De la démocratie en Amérique (published in two volumes, the first in 1835 and the second in 1840) is a classic French text by Alexis de Tocqueville on the United States in the 1830s and its strengths and weaknesses. A literal translation of its title is On Democracy in America, but the usual translation of the title is simply Democracy in America. It is regarded as a classical account of the democratic system of the United States and has been used as an important reference ever since.

In 1831, twenty-five year-old Alexis de Tocqueville and Gustave de Beaumont were sent by the French government to study the American prison system. They arrived in New York City in May of that year and spent nine months traveling the United States, taking notes not only on prisons, but on all aspects of American society including the nation's economy and its political system. The two also briefly visited Canada, spending a few days in the summer of 1831 in what was then Lower Canada (modern-day Quebec) and Upper Canada (modern-day Ontario).

After they returned to France in February 1832, Tocqueville and Beaumont submitted their report, entitled Du système pénitentiaire aux États-Unis et de son application en France, in 1833. When the first edition was published, Beaumont, sympathetic to social injustice, was working on another book, Marie, ou l'esclavage aux Etats-Unis (two volumes, 1835), a social critique and novel describing the separation of races in a moral society and the conditions of slaves in America.

Contents

Summary

The primary focus of Democracy in America is an analysis of why republican representative democracy has succeeded in the United States while failing in so many other places. He seeks to apply the functional aspects of democracy in America to what he sees as the failings of democracy in his native France.

Tocqueville speculates on the future of democracy in the United States, discussing possible threats to democracy and possible dangers of democracy. These include his belief that democracy has a tendency to degenerate into "soft despotism" as well as the risk of developing a tyranny of the majority.
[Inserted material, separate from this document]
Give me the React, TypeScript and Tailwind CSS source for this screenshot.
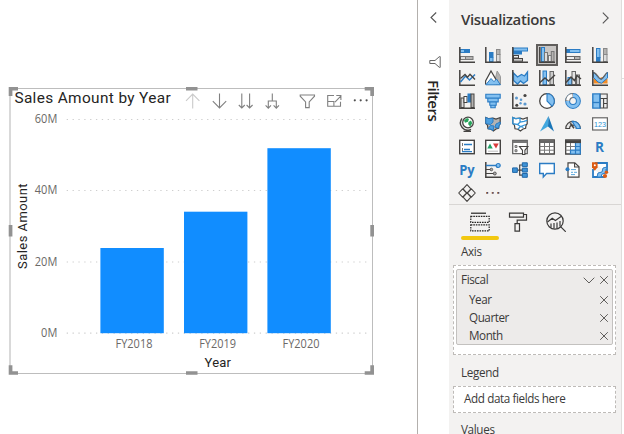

He observed that the strong role religion played in the United States was due to its separation from the government, a separation all parties found agreeable. He contrasts this to France where there was what he perceived to be an unhealthy antagonism between democrats and the religious, which he relates to the connection between church and state.

Insightful analysis of political society was supplemented in the second volume by description of civil society as a sphere of private and civilian affairs[1].

Tocqueville's views on America took a darker turn after 1840 however, as made evident in Aurelian Craiutu's "Tocqueville on America after 1840: Letters and Other Writings".

Importance

Democracy in America was published in numerous editions in the 19th century. It was immediately popular in both Europe and the United States, while also having a profound impact on the French population. By the twentieth century, it had become a classic work of political science, social science, and history. It is a commonly assigned reading for undergraduates of U.S.A. universities majoring in the political or social sciences.

Tocqueville's work is often acclaimed for making a number of predictions which were eventually borne out. Tocqueville correctly anticipates the potential of the debate over the abolition of slavery to tear apart the United States (as it indeed did in the American Civil War). On the other hand, he predicts that any part of the Union would be able to declare independence. He also predicts the rise of the United States and Russia as rival superpowers (which they did become after World War II with Russia as the central component of the Soviet Union.)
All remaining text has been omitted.